Buyer acknowledges that it has made such inspections and investigations of the
Properties as it has deemed necessary including, without limitation, the
physical and environmental features of the Properties and that Buyer will
acquire the Properties "AS IS, WHERE IS" in their current state, including
without limitation their current physical and environmental condition, subject
to normal wear and tear between the effective date of this Agreement and the
Closing.  It is expressly understood and agreed that the willingness of Buyer
to purchase the Properties on an "AS IS, WHERE IS" basis in accordance herewith
is a material inducement to Seller's agreement to sell the Properties to Buyer.
Buyer hereby waives any and all claims which it may now or hereafter have
Seller arising out of or in connection with Environmental Laws, including
without limitation any such claims under the federal Comprehensive
Environmental Response, Compensation, and Liability Act, 42 U.S.C. Section
9601-9659 ("CERCLA"), and any claims under state common law, relating to the
emission, discharge or release of any hazardous substance, as that term is
defined under CERCLA at 42 U.S.C. Section 9601(14), or petroleum product or
other pollutant or contaminant.

                16.   Brokerage.  Each party represents and warrants to the
other that it has  neither engaged nor employed any broker or finder in
connection with the transactions contemplated by this Agreement, and each party
hereby indemnifies and agrees to hold the other harmless from and against any
loss, cost, damage or expense (including reasonable attorneys' fees) by reason
of the incorrectness of such representation and warranty.  This  provision
shall survive the Closing.

                17.   Notices.  All notices, demands, requests, consents,
approvals or other communications ("Notices") required or permitted to be given
hereunder or which are given with respect to this Agreement shall be in writing
and shall (except as herein expressly provided to the contrary) be delivered
personally or sent by either registered or certified mail, return receipt
requested, postage prepaid, by Federal Express or another nationally recognized
air courier service, or by telephonic facsimile transmission, addressed as
follows:

        TO SELLER:

                Burger King Limited Partnership, II
                c/o Lehman Brothers Inc.
                3 World Financial Center, 29th Floor
                New York, New York  10285
                Attention:  Kenneth F. Boyle
                FAX:  (212) 528-9696

        With a copy to:

                Gibson, Dunn & Crutcher
                200 Park Avenue
                47th Floor
                New York, New York  10166
                Attention:  C. Ransom Samuelson II, Esq.
                FAX:  (212) 351-4035

        TO BUYER:
                        
                U.S. Restaurant Properties Operating L.P.,
                c/o QSV Properties Inc.
                5310 Harvest Hill Road, Suite 270
                Dallas, Texas  75230
                Attention:  Robert J. Stetson
                FAX:  (214) 490-9119

        With a copy to:
                
                Middleberg Riddle & Gianna
                2323 Bryan Street, Suite 1600
                Dallas, Texas 75201
                Attention:  Richard S. Wilensky, Esq.
                FAX:  (214) 220-0179

or such other address as such party shall have specified most recently by like
Notice.  Notices mailed as provided herein shall be deemed given on the third
New York business day following the date so mailed, on the New York business
day received from a nationally recognized air courier service or on the New
York business day received by facsimile transmission.

          18.   Counterparts.  This Agreement may be executed in counterparts,
each of which shall be deemed an original, but all of which taken together
shall constitute but one and the same instrument.

          19.   Governing Law.  This Agreement shall be governed by,
interpreted under, and construed and enforced in accordance with, the laws of
the State of New York.

          20.   Jurisdiction.
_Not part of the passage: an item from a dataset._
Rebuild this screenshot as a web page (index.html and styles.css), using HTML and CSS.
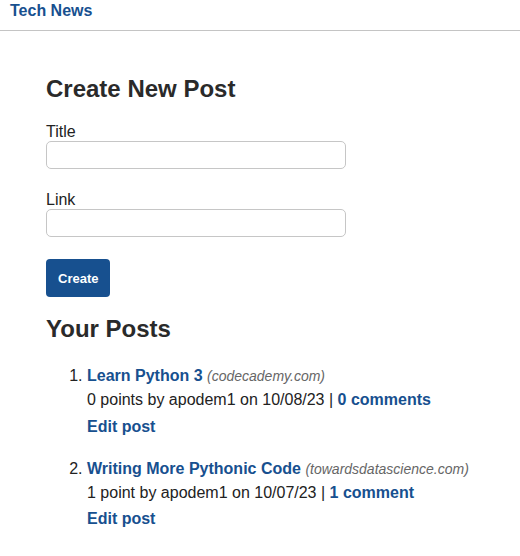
FILE: index.html
```html
<!DOCTYPE html>
<html lang="en">
<head>
<meta charset="utf-8">
<title>Tech News</title>
<link rel="stylesheet" href="styles.css">
</head>
<body>
<header class="site-header">
  <a class="brand" href="#">Tech News</a>
</header>
<main class="content">
  <h1 class="page-title">Create New Post</h1>
  <form class="post-form">
    <div class="field">
      <label class="field-label" for="title">Title</label>
      <input class="field-input" id="title" type="text">
    </div>
    <div class="field">
      <label class="field-label" for="link">Link</label>
      <input class="field-input" id="link" type="text">
    </div>
    <button class="btn" type="button">Create</button>
  </form>
  <h2 class="page-title section-title">Your Posts</h2>
  <ol class="post-list">
    <li class="post">
      <div class="post-line"><a class="link strong" href="#">Learn Python 3</a> <span class="domain">(codecademy.com)</span></div>
      <div class="post-line meta">0 points by apodem1 on 10/08/23 | <a class="link strong" href="#">0 comments</a></div>
      <div class="post-edit"><a class="link strong" href="#">Edit post</a></div>
    </li>
    <li class="post">
      <div class="post-line"><a class="link strong" href="#">Writing More Pythonic Code</a> <span class="domain">(towardsdatascience.com)</span></div>
      <div class="post-line meta">1 point by apodem1 on 10/07/23 | <a class="link strong" href="#">1 comment</a></div>
      <div class="post-edit"><a class="link strong" href="#">Edit post</a></div>
    </li>
  </ol>
</main>
</body>
</html>
```
FILE: styles.css
```css
* { box-sizing: border-box; }

body {
  margin: 0;
  font-family: "Liberation Sans", Arial, Helvetica, sans-serif;
  color: #222;
  background: #fff;
}

.site-header {
  height: 31px;
  padding: 2px 10px 0;
  border-bottom: 1px solid #c4c4c4;
}

.brand {
  font-size: 16px;
  font-weight: bold;
  color: #17508f;
  text-decoration: none;
  line-height: 18px;
}

.content {
  padding: 44px 46px 0;
}

.page-title {
  margin: 0 0 19px;
  font-size: 24px;
  font-weight: bold;
  line-height: 28px;
  color: #2a2a2a;
}

.field {
  display: flex;
  flex-direction: column;
  margin-bottom: 21px;
}

.field-label {
  font-size: 16px;
  line-height: 19px;
}

.field-input {
  width: 300px;
  height: 28px;
  border: 1px solid #c6c6c6;
  border-radius: 5px;
  font-size: 14px;
  padding: 0 6px;
  background: #fff;
}

.btn {
  margin-top: 1px;
  height: 38px;
  padding: 0 12px;
  border: none;
  border-radius: 4px;
  background: #17508f;
  color: #fff;
  font-family: inherit;
  font-size: 13px;
  font-weight: bold;
}

.section-title {
  margin-top: 18px;
  margin-bottom: 21px;
}

.post-list {
  margin: 0;
  padding-left: 41px;
  font-size: 16px;
}

.post {
  margin-bottom: 19px;
  line-height: 23px;
}

.post-edit {
  margin-top: 4px;
}

.post:last-child .post-edit {
  margin-top: 3px;
}

.link {
  color: #17508f;
  text-decoration: none;
}

.strong { font-weight: bold; }

.domain {
  font-size: 14px;
  font-style: italic;
  color: #666;
}

.meta { color: #222; }
```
The parties hereto irrevocably and
unconditionally submit  themselves to the general jurisdiction of the courts of
the State of New York, the courts of the United States of America for the
Southern District of New York, and the appellate courts thereof, in any legal
action or proceeding arising under this Agreement or in any way related hereto.

          21.   Entire Agreement.  This Contract is not to be recorded and may
not be changed, modified or terminated except by written instrument executed by
the parties hereto.  This Agreement (including the Exhibits attached hereto)
contain the entire agreement between the parties with respect to the subject
matter hereof and supersedes all prior understandings, if any, with respect
thereto.  This Agreement may not be modified, changed or supplemented, nor may
any obligations hereunder be waived, except by written instrument signed by the
party to be charged or by its agent duly authorized in writing or as otherwise
expressly permitted herein.  The parties do not intend to confer any benefit
hereunder on any person, firm or corporation other than the parties hereto.
This provision shall survive the Closing.

          22.   Attorneys' Fees.  Should either party institute any action or
proceeding to enforce this Agreement or any provision hereof, or for damages by
reason of any alleged default under or breach of this Agreement or of any
provision hereof, or for a declaration of rights hereunder, the prevailing
party in any such action or proceeding shall be entitled to  receive from the
other party all costs and expenses, including reasonable attorneys' fees,
incurred by the prevailing party in connection with such action or proceeding
at trial and any appellate levels.

          23.   Non-Waiver of Rights.  No failure or delay of either party in
the exercise of any right given to such party hereunder shall constitute a
waiver thereof unless the time specified herein for exercise of such right has
expired, nor shall any single or partial exercise of any right preclude other
or further exercise thereof or of any other right. The waiver of any breach
hereunder shall not be deemed to be a waiver of any other or any subsequent
breach hereof.

          24.   Rules of Construction.  This Agreement shall be construed
without regard to any presumption or other rule requiring construction against
the party causing this Agreement to be drafted.

          25.   Titles and Headings.  Titles and headings of Articles and
Sections of this Agreement are for convenience of reference only and shall not
affect the construction of any provision of this Agreement.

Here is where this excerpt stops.